Vilnai noted that pushing back on the Biden administration’s plan could damage Jerusalem’s efforts to rebuild ties with Democrats and broader bipartisan support for Israel in the US.

Matan Vilnai, a Cabinet minister and former general, will be Israel's next envoy to China. (Photo: Flash90)
Matan Vilnai, a former cabinet minister and IDF general. (Flash90)

“The consulate reopening is bound to upgrade the US-PA dialogue, thus enhance Washington’s capacity to affect PA policies on matters of importance to Israel,” he added.

He went on to caution lawmakers against “our tendency to artificially inflate issues to existential proportions.”

“It was not the existence of the consulate that divided Jerusalem; its closure did not unite the city; nor will its renewal affect in any way the freedom of sovereign decisions of this or future governments regarding the fate of the city,” Vilnai said.

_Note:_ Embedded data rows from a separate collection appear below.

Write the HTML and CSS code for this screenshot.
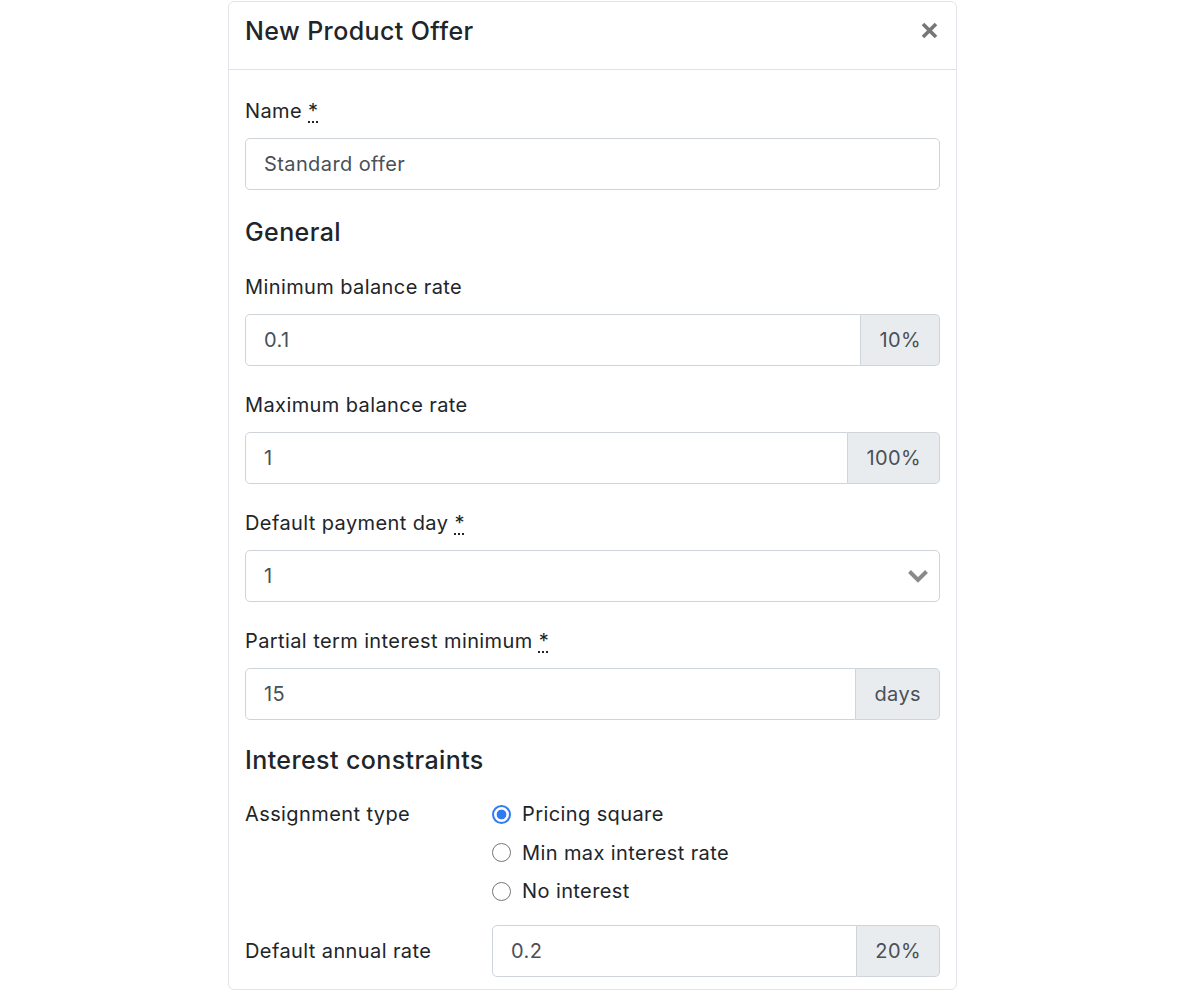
FILE: index.html
```html
<!DOCTYPE html>
<html lang="en">
<head>
<meta charset="utf-8">
<title>New Product Offer</title>
<link rel="stylesheet" href="styles.css">
</head>
<body>
<div class="modal">
  <div class="modal-header">
    <h5 class="modal-title">New Product Offer</h5>
    <button class="close" type="button" aria-label="Close">
      <svg width="17" height="17" viewBox="0 0 17 17"><path d="M2 2 L15 15 M15 2 L2 15" stroke="#777" stroke-width="3.6" stroke-linecap="butt"/></svg>
    </button>
  </div>
  <div class="modal-body">
    <div class="group">
      <label class="label label-first">Name <abbr title="required">*</abbr></label>
      <div class="field"><span class="value">Standard offer</span></div>
    </div>

    <h5 class="section">General</h5>

    <div class="group">
      <label class="label">Minimum balance rate</label>
      <div class="input-group">
        <div class="field joined"><span class="value">0.1</span></div>
        <div class="addon">10%</div>
      </div>
    </div>

    <div class="group">
      <label class="label">Maximum balance rate</label>
      <div class="input-group">
        <div class="field joined"><span class="value">1</span></div>
        <div class="addon">100%</div>
      </div>
    </div>

    <div class="group">
      <label class="label">Default payment day <abbr title="required">*</abbr></label>
      <div class="field select"><span class="value">1</span>
        <svg class="chevron" width="22" height="14" viewBox="0 0 22 14"><path d="M2.5 2.5 L11 11 L19.5 2.5" fill="none" stroke="#8a8a8a" stroke-width="4"/></svg>
      </div>
    </div>

    <div class="group">
      <label class="label">Partial term interest minimum <abbr title="required">*</abbr></label>
      <div class="input-group">
        <div class="field joined"><span class="value">15</span></div>
        <div class="addon">days</div>
      </div>
    </div>

    <h5 class="section section-tight">Interest constraints</h5>

    <div class="row radio-row">
      <div class="row-label">Assignment type</div>
      <div class="radios">
        <div class="radio"><span class="dot checked"></span><span>Pricing square</span></div>
        <div class="radio"><span class="dot"></span><span>Min max interest rate</span></div>
        <div class="radio"><span class="dot"></span><span>No interest</span></div>
      </div>
    </div>

    <div class="row">
      <div class="row-label">Default annual rate</div>
      <div class="input-group">
        <div class="field joined"><span class="value">0.2</span></div>
        <div class="addon">20%</div>
      </div>
    </div>
  </div>
</div>
</body>
</html>
```

FILE: styles.css
```css
* { box-sizing: border-box; }

body {
  margin: 0;
  background: #ffffff;
  font-family: "Inter", "Liberation Sans", sans-serif;
  font-size: 20px;
  line-height: 30px;
  letter-spacing: 0.4px;
  color: #212529;
}

.modal {
  width: 729px;
  margin: 1px 0 0 228px;
  border: 1px solid #e1e4e8;
  border-radius: 6px;
  background: #fff;
}

.modal-header {
  display: flex;
  align-items: flex-start;
  justify-content: space-between;
  padding: 10px 16px 19px;
  border-bottom: 1px solid #dee2e6;
}

.modal-title {
  margin: 0;
  font-size: 25px;
  font-weight: 500;
  line-height: 38px;
  color: #212529;
}

.close {
  border: 0;
  background: none;
  padding: 0;
  margin: 10px 2px 0 0;
  width: 17px;
  height: 17px;
  display: flex;
}

.modal-body {
  padding: 26px 16px 12px;
}

.group {
  margin-bottom: 24px;
}

.label {
  display: block;
  margin-bottom: 12px;
}

.label-first {
  margin-bottom: 12px;
}

abbr {
  text-decoration: underline dotted;
  text-underline-offset: 3px;
  cursor: help;
}

.field {
  display: flex;
  align-items: center;
  height: 52px;
  padding: 0 18px;
  border: 1px solid #ced4da;
  border-radius: 5px;
  color: #495057;
  background: #fff;
}

.select {
  justify-content: space-between;
  padding-right: 10px;
}

.chevron {
  display: block;
}

.input-group {
  display: flex;
  height: 52px;
}

.joined {
  flex: 1;
  border-top-right-radius: 0;
  border-bottom-right-radius: 0;
}

.addon {
  display: flex;
  align-items: center;
  padding: 0 18px;
  background: #e9ecef;
  border: 1px solid #ced4da;
  border-left: 0;
  border-radius: 0 5px 5px 0;
  color: #495057;
}

.section {
  margin: 0 0 22px;
  font-size: 25px;
  font-weight: 500;
  line-height: 36px;
}

.section-tight {
  margin-top: -2px;
  margin-bottom: 21px;
}

.row {
  display: grid;
  grid-template-columns: 247px 1fr;
  align-items: center;
}

.radio-row {
  align-items: start;
  margin-bottom: 19px;
}

.radios {
  display: flex;
  flex-direction: column;
  gap: 8.5px;
}

.radio {
  display: flex;
  align-items: center;
  gap: 11px;
}

.dot {
  width: 19px;
  height: 19px;
  border-radius: 50%;
  border: 1px solid #767676;
  background: #fff;
}

.dot.checked {
  border: 2px solid #2f7bf6;
  background: radial-gradient(circle, #2f7bf6 0 4.6px, #fff 5.2px);
}
```
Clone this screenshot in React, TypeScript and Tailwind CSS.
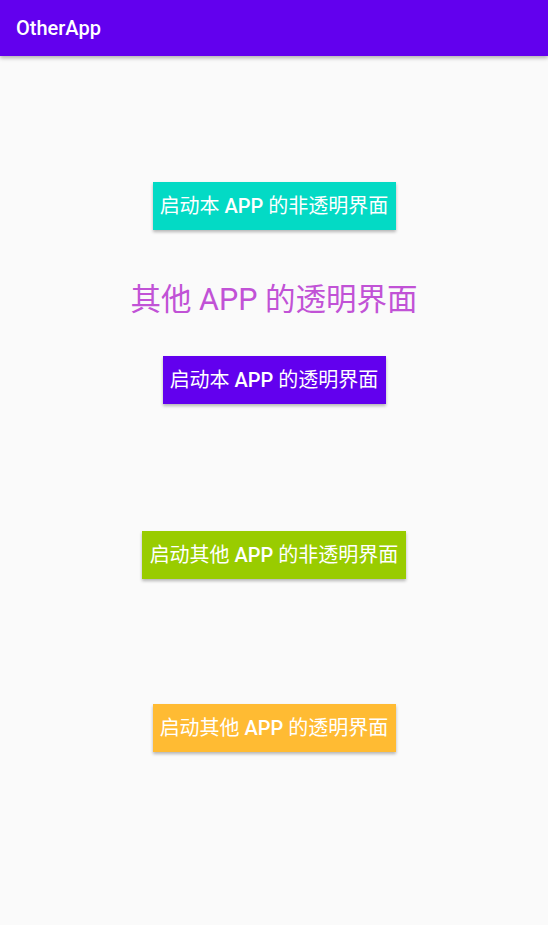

Separately on Monday, US Congressman Josh Gottheimer appeared to become the first Democrat to raise opposition to the consulate reopening.

“The US has never opened a diplomatic office without the approval of the host government, and to do so in Israel would create a double standard,” the hawkish Democrat said in a statement. “Any decision on this issue should be made with Israel’s consent and must recognize that Jerusalem is Israel’s undivided capital.”

Gottheimer joins the camp of almost every other Republican on the issue, with opponents of the Biden plan falling in line with the Israeli position.

Democratic Rep. Josh Gottheimer. (Screen capture/YouTube)

Israel indeed must accredit the consular general that the US sends to Jerusalem, according to diplomatic protocol, making it impossible for Washington to take such a step without some sort of buy-in from the government.

However, the property from which the Biden administration plans to operate the consulate on Agron Street in west Jerusalem is already owned by the US government, so no new Israeli permission would be required on that front. The building has remained open since the consulate was closed, but the staff inside were folded into the new US Embassy in the city, into a new department called the Palestinian Affairs Unit — a move that the Palestinians view as a downgrading of their ties with the US.

The PA Foreign Ministry has deemed the PAU diplomats largely to be personae non gratae, with diplomats refusing to meet with their US counterparts. However, Abbas has been meeting with the embassy’s interim chargé d’affaires Michael Ratney and PAU chief George Noll in recent months, officials in Washington and Jerusalem confirmed to The Times of Israel last month.

Bennett and Lapid held a joint press conference earlier this month where they doubled down in the opposition to the consulate reopening. Lapid proposed that the mission be reopened in Ramallah — an idea that the Palestinians reject outright, insisting that they too have a claim to Jerusalem, the eastern part of which they view as the capital of their future state.

Prime Minister Naftali Bennett (right) and Foreign Minister Yair Lapid speak at a press conference in Jerusalem, on November 6, 2021. (Haim Zach/GPO)

At Lapid’s request, the US agreed to hold off on reopening the consulate until after the new Israeli government passed a budget earlier this month, which is believed to stabilize the coalition for the near future. Washington had been under the impression that inherent in Lapid’s request to delay the reopening was a recognition and acceptance that it would eventually take place, sources in Jerusalem and Washington have told ToI.

But Lapid and the Israeli government have since hardened their position, and the issue appears to be snowballing into the first diplomatic rift between the two new governments. Bennett told a group of visiting Democratic lawmakers last week that while he will not try and “score political points” on the issue and that he recognizes reopening the consulate had been a campaign promise of Biden’s, he does not plan to allow the move, a Congressional aide confirmed to ToI.

The US has refused to outline a timeline of when it plans to see the move through.